— BEGIN Data lines —
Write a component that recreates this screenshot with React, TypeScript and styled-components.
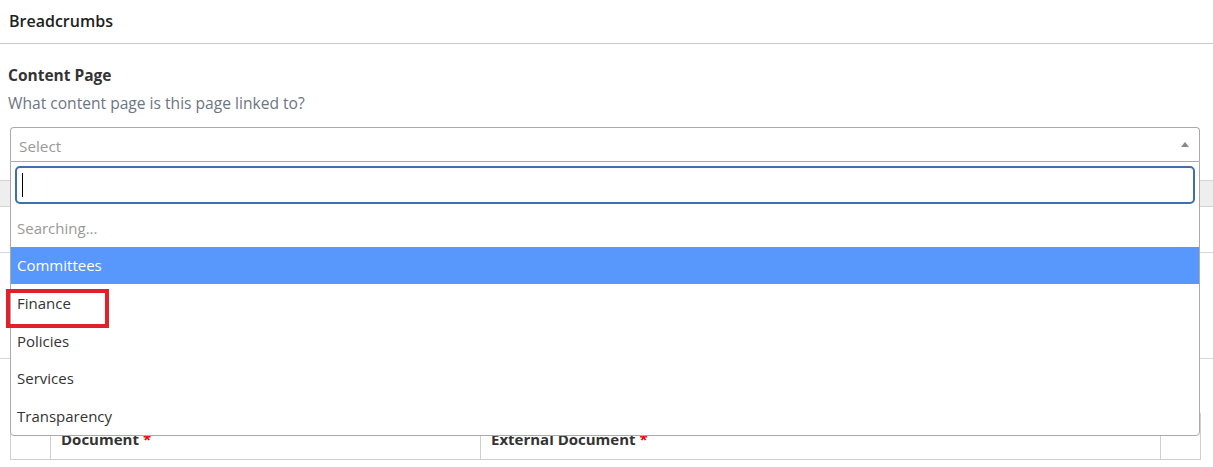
import React from "react";
import styled, { createGlobalStyle } from "styled-components";

const Global = createGlobalStyle`
  html, body { margin: 0; padding: 0; background: #fff; }
  body { font-family: "Open Sans", "Noto Sans", Arial, sans-serif; color: #212529; }
  * { box-sizing: border-box; }
`;

const Page = styled.div`
  width: 1213px;
  height: 467px;
  overflow: hidden;
  position: relative;
`;

const Header = styled.div`
  height: 44px;
  border-bottom: 1px solid #c8c8c8;
  display: flex;
  align-items: center;
  padding: 0 9px 2px;
  font-size: 16px;
  font-weight: 600;
  color: #1e1e1e;
`;

const Body = styled.div`
  padding: 21px 0 0;
`;

const Label = styled.div`
  padding: 0 8px;
  font-size: 15.5px;
  font-weight: 700;
  color: #333;
  line-height: 20px;
`;

const Help = styled.div`
  padding: 0 8px;
  margin-top: 8px;
  font-size: 15.6px;
  color: #6b7683;
  line-height: 20px;
`;

const SelectWrap = styled.div`
  position: relative;
  margin: 14px 13px 0 10px;
  z-index: 2;
`;

const SelectBox = styled.div`
  height: 34px;
  border: 1px solid #aaa;
  border-bottom: none;
  border-radius: 4px 4px 0 0;
  display: flex;
  align-items: center;
  justify-content: space-between;
  padding: 2px 10px 0 8px;
  font-size: 15.3px;
  color: #999;
`;

const Arrow = styled.span`
  width: 0;
  height: 0;
  border-left: 4px solid transparent;
  border-right: 4px solid transparent;
  border-bottom: 5px solid #888;
  margin-top: -3px;
`;

const Dropdown = styled.div`
  position: absolute;
  left: 0;
  right: 0;
  top: 100%;
  background: #fff;
  border: 1px solid #aaa;
  border-radius: 0 0 4px 4px;
`;

const SearchArea = styled.div`
  padding: 4px 4px 5px;
`;

const SearchField = styled.div`
  height: 38px;
  border: 2px solid #3f70a8;
  border-radius: 5px;
  display: flex;
  align-items: center;
  padding-left: 5px;
`;

const Caret = styled.span`
  width: 1px;
  height: 24px;
  background: #000;
`;

const Option = styled.div<{ $active?: boolean; $muted?: boolean }>`
  height: 37.6px;
  display: flex;
  align-items: center;
  padding: 0 6px;
  font-size: 15px;
  background: ${(p) => (p.$active ? "#5897fb" : "transparent")};
  color: ${(p) => (p.$active ? "#fff" : p.$muted ? "#999" : "#333")};
`;

const Highlight = styled.div`
  position: absolute;
  left: -5px;
  top: 127px;
  width: 103px;
  height: 39px;
  border: 4px solid #e3202a;
`;

const Under = styled.div`
  margin-top: 19px;
`;

const TabBar = styled.div`
  height: 27px;
  background: #eee;
  border-top: 1px solid #d4d4d4;
  border-bottom: 1px solid #d4d4d4;
`;

const Rule = styled.div<{ $gap: number }>`
  margin-top: ${(p) => p.$gap}px;
  border-top: 1px solid #d8d8d8;
`;

const Table = styled.div`
  margin: 54px 12px 0 10px;
  border: 1px solid #ccd0d5;
  display: grid;
  grid-template-columns: 40px 430px 680px 1fr;
  height: 47px;
`;

const Cell = styled.div<{ $last?: boolean }>`
  border-right: ${(p) => (p.$last ? "none" : "1px solid #ccd0d5")};
  display: flex;
  align-items: flex-end;
  padding: 0 10px 10px;
  font-size: 15px;
  font-weight: 700;
  color: #333;
`;

const Req = styled.span`
  color: #e00;
  margin-left: 4px;
`;

export default function App() {
  return (
    <Page>
      <Global />
      <Header>Breadcrumbs</Header>
      <Body>
        <Label>Content Page</Label>
        <Help>What content page is this page linked to?</Help>
        <SelectWrap>
          <SelectBox>
            <span>Select</span>
            <Arrow />
          </SelectBox>
          <Dropdown>
            <SearchArea>
              <SearchField>
                <Caret />
              </SearchField>
            </SearchArea>
            <Option $muted>Searching...</Option>
            <Option $active>Committees</Option>
            <Option>Finance</Option>
            <Option>Policies</Option>
            <Option>Services</Option>
            <Option>Transparency</Option>
            <Highlight />
          </Dropdown>
        </SelectWrap>
        <Under>
          <TabBar />
          <Rule $gap={45} />
          <Rule $gap={105} />
          <Table>
            <Cell />
            <Cell>
              Document<Req>*</Req>
            </Cell>
            <Cell>
              External Document<Req>*</Req>
            </Cell>
            <Cell $last />
          </Table>
        </Under>
      </Body>
    </Page>
  );
}
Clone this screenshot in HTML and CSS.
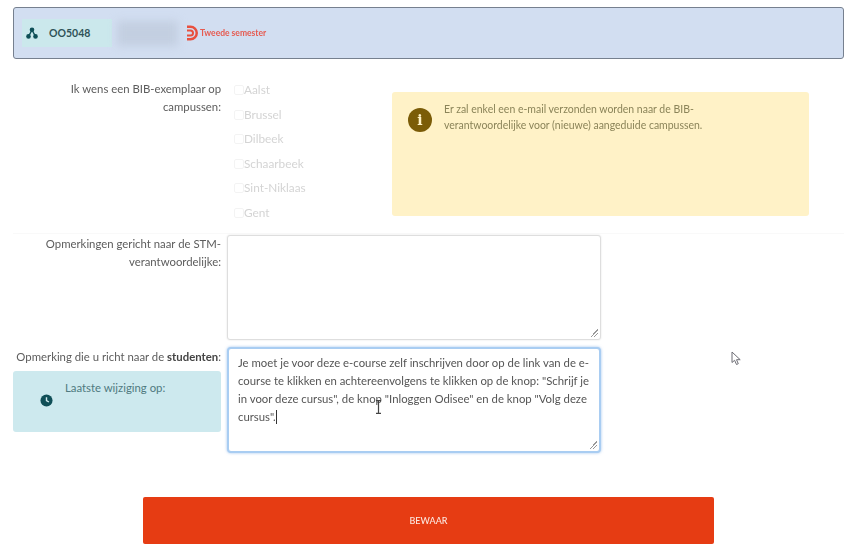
— END Data lines —
Repeat the material above word for word and skip every image in it.

Write a component that recreates this screenshot with React, TypeScript and styled-components.
import React from "react";
import styled, { createGlobalStyle } from "styled-components";

const Global = createGlobalStyle`
  html, body { margin: 0; padding: 0; background: #fff; }
  body { font-family: "Open Sans", "Noto Sans", Arial, sans-serif; color: #212529; }
  * { box-sizing: border-box; }
`;

const Page = styled.div`
  width: 1213px;
  height: 467px;
  overflow: hidden;
  position: relative;
`;

const Header = styled.div`
  height: 44px;
  border-bottom: 1px solid #c8c8c8;
  display: flex;
  align-items: center;
  padding: 0 9px 2px;
  font-size: 16px;
  font-weight: 600;
  color: #1e1e1e;
`;

const Body = styled.div`
  padding: 21px 0 0;
`;

const Label = styled.div`
  padding: 0 8px;
  font-size: 15.5px;
  font-weight: 700;
  color: #333;
  line-height: 20px;
`;

const Help = styled.div`
  padding: 0 8px;
  margin-top: 8px;
  font-size: 15.6px;
  color: #6b7683;
  line-height: 20px;
`;

const SelectWrap = styled.div`
  position: relative;
  margin: 14px 13px 0 10px;
  z-index: 2;
`;

const SelectBox = styled.div`
  height: 34px;
  border: 1px solid #aaa;
  border-bottom: none;
  border-radius: 4px 4px 0 0;
  display: flex;
  align-items: center;
  justify-content: space-between;
  padding: 2px 10px 0 8px;
  font-size: 15.3px;
  color: #999;
`;

const Arrow = styled.span`
  width: 0;
  height: 0;
  border-left: 4px solid transparent;
  border-right: 4px solid transparent;
  border-bottom: 5px solid #888;
  margin-top: -3px;
`;

const Dropdown = styled.div`
  position: absolute;
  left: 0;
  right: 0;
  top: 100%;
  background: #fff;
  border: 1px solid #aaa;
  border-radius: 0 0 4px 4px;
`;

const SearchArea = styled.div`
  padding: 4px 4px 5px;
`;

const SearchField = styled.div`
  height: 38px;
  border: 2px solid #3f70a8;
  border-radius: 5px;
  display: flex;
  align-items: center;
  padding-left: 5px;
`;

const Caret = styled.span`
  width: 1px;
  height: 24px;
  background: #000;
`;

const Option = styled.div<{ $active?: boolean; $muted?: boolean }>`
  height: 37.6px;
  display: flex;
  align-items: center;
  padding: 0 6px;
  font-size: 15px;
  background: ${(p) => (p.$active ? "#5897fb" : "transparent")};
  color: ${(p) => (p.$active ? "#fff" : p.$muted ? "#999" : "#333")};
`;

const Highlight = styled.div`
  position: absolute;
  left: -5px;
  top: 127px;
  width: 103px;
  height: 39px;
  border: 4px solid #e3202a;
`;

const Under = styled.div`
  margin-top: 19px;
`;

const TabBar = styled.div`
  height: 27px;
  background: #eee;
  border-top: 1px solid #d4d4d4;
  border-bottom: 1px solid #d4d4d4;
`;

const Rule = styled.div<{ $gap: number }>`
  margin-top: ${(p) => p.$gap}px;
  border-top: 1px solid #d8d8d8;
`;

const Table = styled.div`
  margin: 54px 12px 0 10px;
  border: 1px solid #ccd0d5;
  display: grid;
  grid-template-columns: 40px 430px 680px 1fr;
  height: 47px;
`;

const Cell = styled.div<{ $last?: boolean }>`
  border-right: ${(p) => (p.$last ? "none" : "1px solid #ccd0d5")};
  display: flex;
  align-items: flex-end;
  padding: 0 10px 10px;
  font-size: 15px;
  font-weight: 700;
  color: #333;
`;

const Req = styled.span`
  color: #e00;
  margin-left: 4px;
`;

export default function App() {
  return (
    <Page>
      <Global />
      <Header>Breadcrumbs</Header>
      <Body>
        <Label>Content Page</Label>
        <Help>What content page is this page linked to?</Help>
        <SelectWrap>
          <SelectBox>
            <span>Select</span>
            <Arrow />
          </SelectBox>
          <Dropdown>
            <SearchArea>
              <SearchField>
                <Caret />
              </SearchField>
            </SearchArea>
            <Option $muted>Searching...</Option>
            <Option $active>Committees</Option>
            <Option>Finance</Option>
            <Option>Policies</Option>
            <Option>Services</Option>
            <Option>Transparency</Option>
            <Highlight />
          </Dropdown>
        </SelectWrap>
        <Under>
          <TabBar />
          <Rule $gap={45} />
          <Rule $gap={105} />
          <Table>
            <Cell />
            <Cell>
              Document<Req>*</Req>
            </Cell>
            <Cell>
              External Document<Req>*</Req>
            </Cell>
            <Cell $last />
          </Table>
        </Under>
      </Body>
    </Page>
  );
}
Clone this screenshot in HTML and CSS.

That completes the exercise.